Her mother’s death prompts a writer to examine her relationship with her family.
Though having previously relied on her prodigious imagination to create stories to help “make sense of the world,” award-winning novelist Nunez (Fiction Writing/Hunter Coll.; Boundaries, 2011, etc.) here opts to forego fiction’s veil to explore “the real truth, the essential truth” in her first full-length memoir. Called back to her native Trinidad on the occasion of her mother’s death, Nunez loosely frames this probing look at the varying dimensions of her family’s relational dynamics across the four days between returning from New York on hearing of her mother’s passing and her burial. The fog of grief following sudden loss, coupled with heady interactions with her ailing father and gathering siblings, provides a ready backdrop for the author to expound on topics as disparate as Trinidadian history, pedagogy, colonialism, Catholicism and her love for British literature. She also assesses the lasting impact of her parents’ values and relationship with each other on the lives of their 11 children. Nunez analyses the conventions that she feels rooted her “rigidly orthodox” Catholic mother in a 65-year marriage to a loving and accomplished but at times unfaithful husband and her fierce adherence to religious doctrine that resulted in 14 pregnancies and may also have contributed both to her difficulties in openly expressing affection for her children and her encouraging them to travel abroad to seek their fortunes.

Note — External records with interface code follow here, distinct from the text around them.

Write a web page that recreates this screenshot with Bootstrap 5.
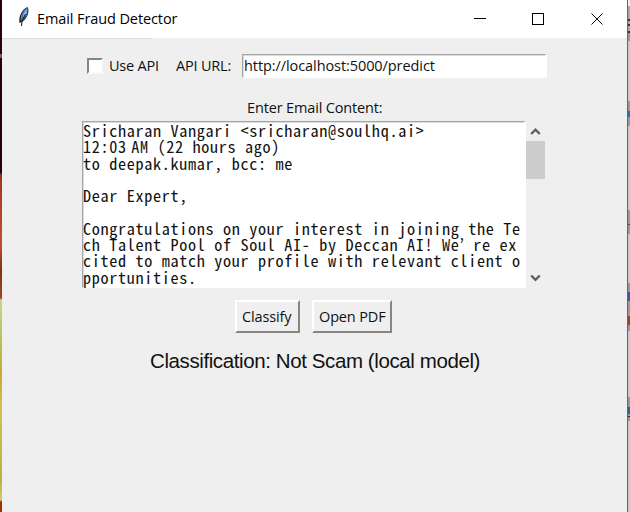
<!DOCTYPE html>
<html lang="en">
<head>
<meta charset="utf-8">
<title>Email Fraud Detector</title>
<link href="https://cdn.jsdelivr.net/npm/bootstrap@5.3.0/dist/css/bootstrap.min.css" rel="stylesheet">
<style>
body{width:630px;height:512px;font:14.5px/20px "Open Sans","Noto Sans",sans-serif;color:#111;background:#c8c8c8}
.edge-left{width:2px;background:linear-gradient(#27000b 0 54px,#76556a 54px 58px,#23000a 58px 173px,#6c3040 174px,#a43b1b 180px,#bb512c 245px,#823019 270px,#a84524 298px,#cad38c 300px,#b9bd58 345px,#c9a936 374px,#cfc251 410px,#b6b247 480px,#d4ca69 500px,#a82b0b 502px)}
.edge-right{width:2px;background:linear-gradient(#eee 0 6px,#aaa 6px 19px,#334 19px 21px,#aaa 21px 24px,#334 24px 26px,#aaa 26px 31px,#334 31px 33px,#999 33px 41px,#c9c9c9 41px 101px,#999 101px 111px,#27759d 111px 117px,#999 117px 126px,#c9c9c9 126px 210px,#999 210px 224px,#543 224px 225px,#999 225px 234px,#c9c9c9 234px 283px,#999 283px 292px,#4056a0 292px 301px,#999 301px 316px,#884b2c 316px 325px,#999 325px 331px,#c9c9c9 331px 397px,#999 397px 407px,#27658d 407px 414px,#999 414px 416px,#222 416px 417px,#999 417px 421px,#c9c9c9 421px)}
.app-window{background:#efefef;border-right:1px solid #666}
.titlebar{height:38px;background:#fff;color:#000}
.title-text{font-size:14.5px;margin-left:5px;letter-spacing:-.1px}
.title-rule{width:149px;height:1px;background:#dcdcdc}
.fit{white-space:nowrap}
.tight{letter-spacing:-.15px}
.url-text{letter-spacing:-.08px}
.api-row{height:24px;margin-top:15px;padding-left:85px}
.check-box{width:16px;height:16px;background:#fff;border:2px solid;border-color:#858585 #fafafa #fafafa #858585}
.use-api{margin-left:6px;width:51px;letter-spacing:-.2px}
.url-label{margin-left:16px;width:57px;letter-spacing:-.2px}
.sunken{background:#fff;border:solid;border-width:1px 2px 1px 1px;border-color:#a4a4a4 #fff #fff #a4a4a4;box-shadow:inset 1px 1px #dcdcdc}
.url-field{width:305px;height:24px;padding-left:1px;margin-left:9px}
.prompt{height:20px;margin-top:20px;padding-left:245px}
.mail-row{height:167px;margin:3px 0 0 80px}
.mail-box{width:444px}
.mail-text{font:16.2px/16.3px "Noto Sans CJK JP",monospace;font-feature-settings:"hwid";letter-spacing:.66px;white-space:pre;color:#111}
.meridiem{margin-left:4.4px}
.scroll-track{width:20px}
.scroll-thumb{width:19px;height:38px;background:#cdcdcd}
.button-row{margin:12px 0 0 233px;gap:12px}
.raised{height:33px;border:2px solid;border-color:#fff #858585 #858585 #fff;background:#efefef;padding:0 0 0 5px;text-align:left;color:#111}
.classify{width:65px}
.open-pdf{width:80px}
.result{font:20.5px/26px "Liberation Sans",sans-serif;letter-spacing:-.4px;margin:15px 0 0 148px;color:#111}
</style>
<script src="https://cdn.jsdelivr.net/npm/bootstrap@5.3.0/dist/js/bootstrap.bundle.min.js"></script>
</head>
<body class="d-flex overflow-hidden">
<div class="edge-left flex-shrink-0"></div>
<main class="app-window flex-grow-1 h-100">
<header class="titlebar d-flex align-items-center">
<svg width="14" height="20" viewBox="0 0 14 20" class="flex-shrink-0 ms-3 mb-1"><path d="M1.5 16C0 10 4 2 9.5 0C12 3 9.5 12 4 15Z" fill="#26313d"/><path d="M2.8 13C2.5 7 6 2 9.5 1C10 6 8 10 4 14Z" fill="#4b80bb"/><path d="M5 10C6 5 8 3 9 2L8 8Z" fill="#91bce8"/><path d="M3.5 19L4 14L7.5 7" fill="none" stroke="#111"/></svg>
<span class="title-text fit">Email Fraud Detector</span>
<svg class="ms-auto flex-shrink-0" width="153" height="38" viewBox="474 0 153 38" fill="none" stroke="#000" shape-rendering="crispEdges"><path d="M474 18.5H486M532.5 13.5H543.5V24.5H532.5Z"/><path d="M591.5 13.5L602.5 24.5M602.5 13.5L591.5 24.5" shape-rendering="auto"/></svg>
</header>
<div class="title-rule"></div>
<div class="api-row d-flex align-items-center">
<span class="check-box"></span><span class="fit use-api">Use API</span><span class="fit url-label">API URL:</span>
<div class="sunken url-field d-flex align-items-center"><span class="fit url-text">http://localhost:5000/predict</span></div>
</div>
<div class="prompt"><span class="fit tight">Enter Email Content:</span></div>
<div class="mail-row d-flex">
<div class="sunken mail-box"><div class="mail-text">Sricharan Vangari &lt;sricharan@soulhq.ai&gt;
12:03<span class="meridiem">AM (22 hours ago)</span>
to deepak.kumar, bcc: me

Dear Expert,

Congratulations on your interest in joining the Te
ch Talent Pool of Soul AI- by Deccan AI! We’ re ex
cited to match your profile with relevant client o
pportunities.</div></div>
<div class="scroll-track d-flex flex-column justify-content-between">
<div><svg class="d-block" width="19" height="20" fill="none" stroke="#606060" stroke-width="2.4"><path d="M5.2 13L9.5 8.7L13.8 13"/></svg><div class="scroll-thumb"></div></div>
<svg width="19" height="21" fill="none" stroke="#606060" stroke-width="2.4"><path d="M5.2 8.5L9.5 12.8L13.8 8.5"/></svg>
</div></div>
<div class="button-row d-flex"><button class="raised classify"><span class="fit tight">Classify</span></button><button class="raised open-pdf"><span class="fit tight">Open PDF</span></button></div>
<div class="result"><span class="fit">Classification: Not Scam (local model)</span></div>
</main>
<div class="edge-right flex-shrink-0"></div>
</body>
</html>
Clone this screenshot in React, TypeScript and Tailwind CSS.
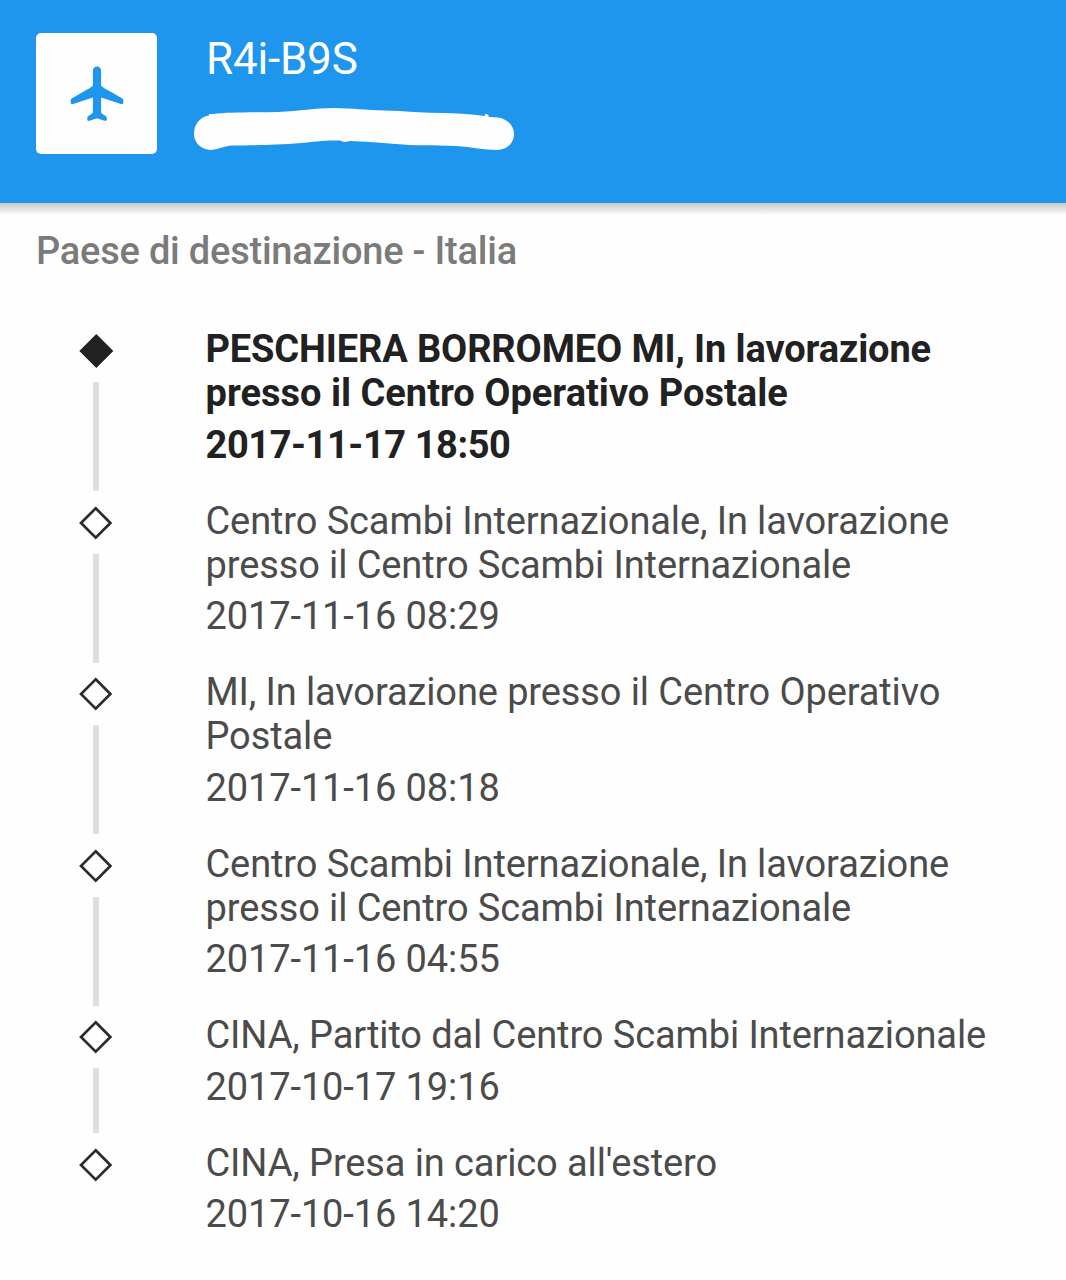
import React from "react";

type TrackingEvent = { lines: string[]; date: string; current?: boolean };

const events: TrackingEvent[] = [
  {
    lines: ["PESCHIERA BORROMEO MI, In lavorazione", "presso il Centro Operativo Postale"],
    date: "2017-11-17 18:50",
    current: true,
  },
  {
    lines: ["Centro Scambi Internazionale, In lavorazione", "presso il Centro Scambi Internazionale"],
    date: "2017-11-16 08:29",
  },
  { lines: ["MI, In lavorazione presso il Centro Operativo", "Postale"], date: "2017-11-16 08:18" },
  {
    lines: ["Centro Scambi Internazionale, In lavorazione", "presso il Centro Scambi Internazionale"],
    date: "2017-11-16 04:55",
  },
  { lines: ["CINA, Partito dal Centro Scambi Internazionale"], date: "2017-10-17 19:16" },
  { lines: ["CINA, Presa in carico all'estero"], date: "2017-10-16 14:20" },
];

function Plane() {
  return (
    <svg width="54" height="56" viewBox="0 0 54 56" fill="#1e96ed">
      <path d="M27 0.500c-2.400 0-4.100 1.700-4.100 4V19.500C22.500 20.500 19 22.500 15 24.800L2.500 32C1.300 32.700.7 33.400.7 34.500V36.500C.7 38 1.700 38.500 3 38L22.900 31.500V46.500C20.500 49.500 17.300 49.500 17.300 52V53.500C17.300 54.800 18.300 55.200 19.500 54.800C22 53.800 24.500 52.800 27 52.200C29.500 52.800 32 53.800 34.500 54.800C35.700 55.200 36.800 54.800 36.800 53.500V52C36.800 49.500 33.500 49.500 31.100 46.500V31.500L51 38C52.300 38.500 53.300 38 53.300 36.500V34.500C53.300 33.400 52.700 32.700 51.500 32L39 24.800C35 22.500 31.500 20.500 31.100 19.500V4.500C31.100 2.200 29.400.5 27 .5z" />
    </svg>
  );
}

function Marker({ filled }: { filled?: boolean }) {
  return (
    <svg className="block shrink-0" width="36" height="36" viewBox="0 0 36 36">
      {filled ? (
        <path d="M18.300 1L35.300 18L18.300 35L1.300 18z" fill="#212121" />
      ) : (
        <path d="M17.700 3.300L32.400 18L17.700 32.700L3 18z" fill="none" stroke="#2b2b2b" strokeWidth="2.700" />
      )}
    </svg>
  );
}

function EventRow({ event, last }: { event: TrackingEvent; last: boolean }) {
  return (
    <li className="flex">
      <div className="ml-[78px] flex w-9 shrink-0 flex-col items-center pt-[6px]">
        <Marker filled={event.current} />
        {!last && <div className="mt-[13px] mr-[1px] mb-[7.5px] w-[6px] flex-1 bg-[#dedede]" />}
      </div>
      <div
        className={
          event.current
            ? "ml-[91.5px] pb-[31.5px] text-[38px] leading-[44px] font-bold whitespace-nowrap text-[#212121]"
            : "ml-[91.5px] pb-[32px] text-[38px] leading-[44px] tracking-[-0.11px] whitespace-nowrap text-[#4b4b4b]"
        }
      >
        {event.lines.map((line, i) => (
          <p key={line} className={event.current && i === 0 ? "tracking-[-0.13px]" : ""}>
            {line}
          </p>
        ))}
        <p className={event.current ? "mt-[8px] tracking-[-0.42px]" : "mt-[7.5px]"}>{event.date}</p>
      </div>
    </li>
  );
}

export default function App() {
  return (
    <div className="h-[1280px] w-[1066px] overflow-hidden bg-[#fefefe] font-['Roboto',sans-serif]">
      <header className="flex h-[203px] bg-[#1e96ed] pt-[33px] pl-[36px]">
        <div className="flex h-[121px] w-[121px] shrink-0 items-center justify-center rounded-[5px] bg-[#fefefe]">
          <Plane />
        </div>
        <div className="ml-[37px] flex flex-col">
          <h1 className="ml-[12px] h-[52px] text-[44px] leading-[52px] tracking-[-0.2px] whitespace-nowrap text-[#fefefe]">
            R4i-B9S
          </h1>
          <svg className="mt-[22.5px] block" width="320" height="44" viewBox="0 0 320 44" fill="#fefefe">
            <path d="M16 42C6 41 0 34 0 26C0 16 6 9 15 7.500L15 6L18 6L19 6C34 4 60 4.500 84 4C107 3 120 0 140 0C160 .2 170 2 190 2.500C210 3 230 5 250 5C270 5.500 280 6.500 291 8L291 6L294 6.500L295 9L304 9.500C314 11 320 18 320 26C320 35 313 42 303 42C290 42 278 39 262 38C240 37 220 38 202 36C190 35 180 34 157 33L150 34L146 32.500C130 32 120 34 107 35C80 37.500 55 37 39 37.500C28 38 24 42 16 42z" />
          </svg>
        </div>
      </header>
      <div className="h-[12px] bg-linear-to-b from-[#c7cbc8] to-[#fefefe]" />
      <h2 className="mt-[14px] ml-[36px] h-[44px] text-[38px] leading-[44px] font-medium tracking-[-0.22px] whitespace-nowrap text-[#7b7b7b]">
        Paese di destinazione - Italia
      </h2>
      <ul className="mt-[54px]">
        {events.map((event, i) => (
          <EventRow key={event.date} event={event} last={i === events.length - 1} />
        ))}
      </ul>
    </div>
  );
}
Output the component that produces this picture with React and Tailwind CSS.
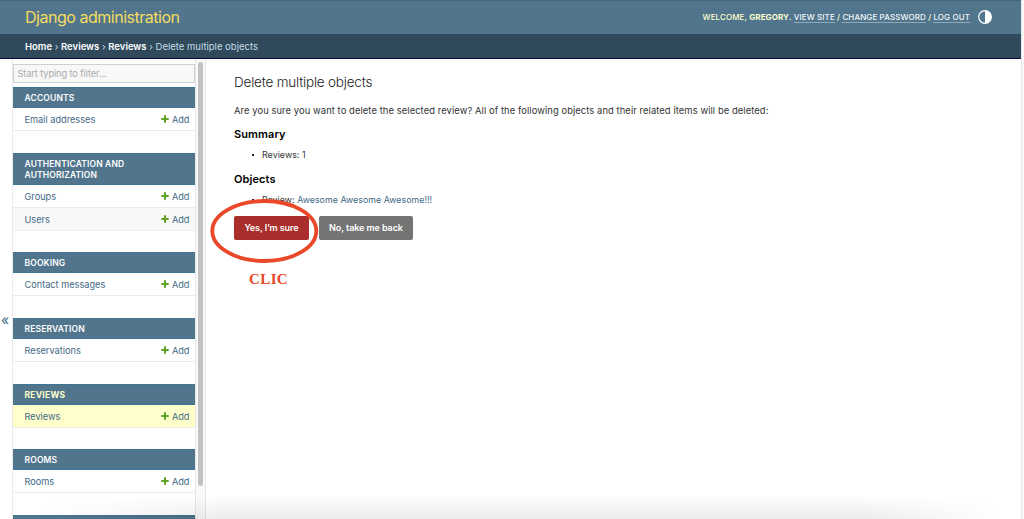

Taught early on by both parents that “emotions can be dangerous; they can derail you,” Nunez contemplates how this emphasis on emotional reserve may have spawned her and her siblings’ great professional successes alongside a raft of failed marriages, especially when faced with a once-domineering father now diminished by age, widowed and in the early stages of dementia.
An intriguing, sometimes-rambling yet courageous memoir.